La semana pasada, en un estrepitoso desplegado, los parlamentarios en bola del MoReNa enunciaron que El Supremo “encarna a la Nación, a la Patria y al Pueblo” y que, por lo tanto, dado que ya son una y la misma cosa, quienes lo critiquen traicionan a la Nación y a la Patria y al Pueblo. Tal cual.

Es inevitable pensar que el aumento en el volumen y la estridencia de estas exaltaciones obedece a que La Suprema Encarnación es sensible a lisonjas tales; que las zalamerías que recibe cotidianamente de sus aduladores —gente que lo trata y lo conoce— evidencian que disfruta esos deleites. Nunca ha solicitado moderación en los halagos que le asestan ni censuró el endiosamiento que le enjaretaron sus parlamentarios.

Fue inevitable la respuesta de quienes ahora encarnan la traición. Ante el géiser de dialéctica epistémica de punta que chorreó de las boca y las plumas de sus diputados y senadores sicopompos, hubo quienes ya evocaron la proclama de Luis XIV “El Estado soy yo”, esa que en nuestra versión vernácula es “El Estado (y la Patria, y el Pueblo) soy Nosotros”.

A mí más bien me hizo recordar a Luis Napoleón Bonaparte, cuyos cortesanos enunciaron algo similar: “El Emperador no es un hombre: es un Pueblo”. Pero no sólo por eso. Aquel pequeño Napoleón (que tanto dañó a México) viajaba obsesivamente por Francia organizando plebiscitos a modo, cuyas decisiones tenían más poder que las del parlamento (una consulta popular le recomendó transformarse de presidente a emperador); proclamó la “democracia directa”; canceló cursos universitarios en La Sorbona; nulificó a sus ministros alegando que sólo él “lo sabía y lo entendía todo”; aborreció a “los intermediarios que estorban el contacto directo entre el pueblo y el poder“ y condenó a la prensa con el argumento de que, como nadie había votado por ella, era una “rival ilegítima del poder público” (cito a Jean-Claude Yon y al Pierre Rosanvallon de El Segundo Imperio).

Y como la soberanía del pueblo tenía que encarnar en una figura, el pequeño Napoleón III acabó siendo proclamado “Hombre-Pueblo”, que es lo mismo que acaban de hacer nuestros insignes parlamentarios dominantes.

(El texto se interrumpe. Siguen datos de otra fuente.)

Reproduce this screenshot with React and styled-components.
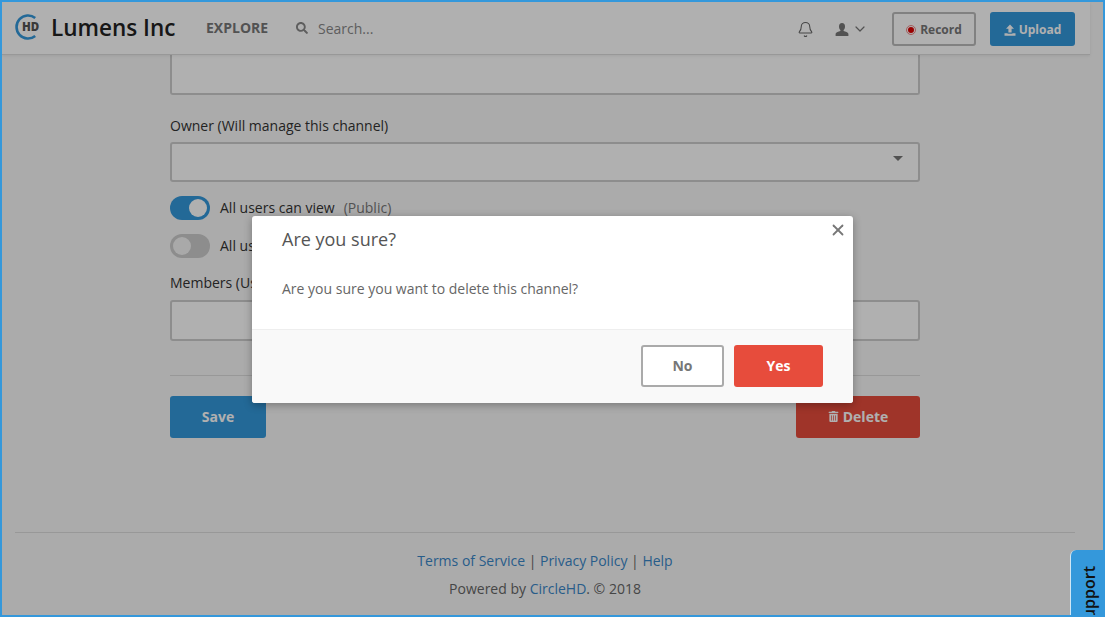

No deja de ser curioso que esas ideas cesaristas que el pequeño Napoleón habría impuesto en México de haber triunfado su guerra de intervención (que autorizó un plebiscito popular), nos estén llegando con siglo y medio de retraso, y que lo hagan gracias a nuestro propio “Hombre-Pueblo”, ese que, paradójicamente, tanto admira a quien frustró aquella intervención, el gran Juárez. Pero nuestro “Hombre-Pueblo” mexicano le gana al franchute, pues el nuestro, además de al Pueblo, encarna al Estado y a la Patria..

Ya en serio, la adulación a El Supremo local alcanza niveles alarmantes. Es un concurso abierto de lisonjas que ya roza las que se asignan los tiranos tercermundistas como Mobutu, Perón o Gadaffi, tan dados a confeccionarse títulos disparatados, obras maestras de zalamería.

Debemos controlarnos, antes de empezarle a agregar, a la “Suprema Encarnación”, epítetos como Abrazador Excelso, Pedagogo Monarca, Jonronero Máximo, Aereotransportista Esclarecido, Ferrocarrilero Fascinante, Petrolero Insigne, Soberano de la Pausa, Sepulturero Faraónico, Perdición del Corrupto, Amenaza de España, Susto de Panamá, Pincel de los Moneros, Serenador de la Ansiedad Matutina, Insigne cuyas tonterías se Transforman en genialidad si se deja pasar el debido tiempo, Reconquistador de Texas, Paladín que en buena hora ciñó chipilín y, desde luego, Príncipe de la Humildad.